Gokul Ashtami (September)
Janmashtami is the joyful celebration of Lord Krishna's birth. Major celebrations of Krishna Janmashtami takes place at midnight as Krishna is said to have made his divine appearance in that hour. Fasting, bhajans, pujas and many other rituals mark Janmashtami celebrations in India.
Ganesh Chaturthi (September)
Ganesh Chaturthi is an important festival on the Hindu calendar which is celebrated as the birthday of Lord Ganesha. Ganesha as per Hindu mythology is considered to be the 'vigana harta' (remover of obstacles) for his many devotees. Ganesh Chaturthi festival gives an opportunity to the innumerous devotees of Lord Ganesha, the son of Lord Shiva and Goddess Parvati to offer prayers to their deity and seek his blessings.
Dusshera (October)
Dussehra falling on the last day of Navaratri or Durga puja arrives in the month of October. Dussehra literally means that which takes away ten sins. This Hindu festival is celebrated all over India to mark the defeat of Ravana by Lord Rama. Dussehra symbolises the triumph of good over evil. The 'Ramlila' - an enactment of the life of Lord Rama, is held during the nine days preceding Dussehra. On the tenth day, larger than life effigies of Ravana, his son and brother - Meghnath and Kumbhakarna, are set alight.
Diwali (November)
Deepavali or Diwali is the major Indian occasion which is celebrated whole heartedly in Hinduism, Sikhism and Jainism.
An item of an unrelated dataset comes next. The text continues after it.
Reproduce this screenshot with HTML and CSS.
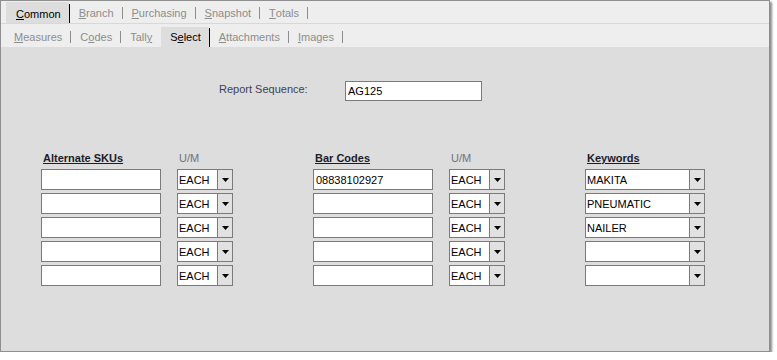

It is also called 'Festival of Lights' as people illuminate candles, diyas on this day and celebrate the victory of good over wicked powers. The day is celebrated in throughout the world, where in nepal it is called Tihar and Swanti. It falls in the months of October or November. In North India, the day marks the homecoming of Lord Ram to his kingdom Ayodhya after the 14 years of exile. People of his kingdom celebrated his home return by lightning thousands of diyas, therefore the day has been named as 'Deepavali', which is again shortened as 'Diwali'.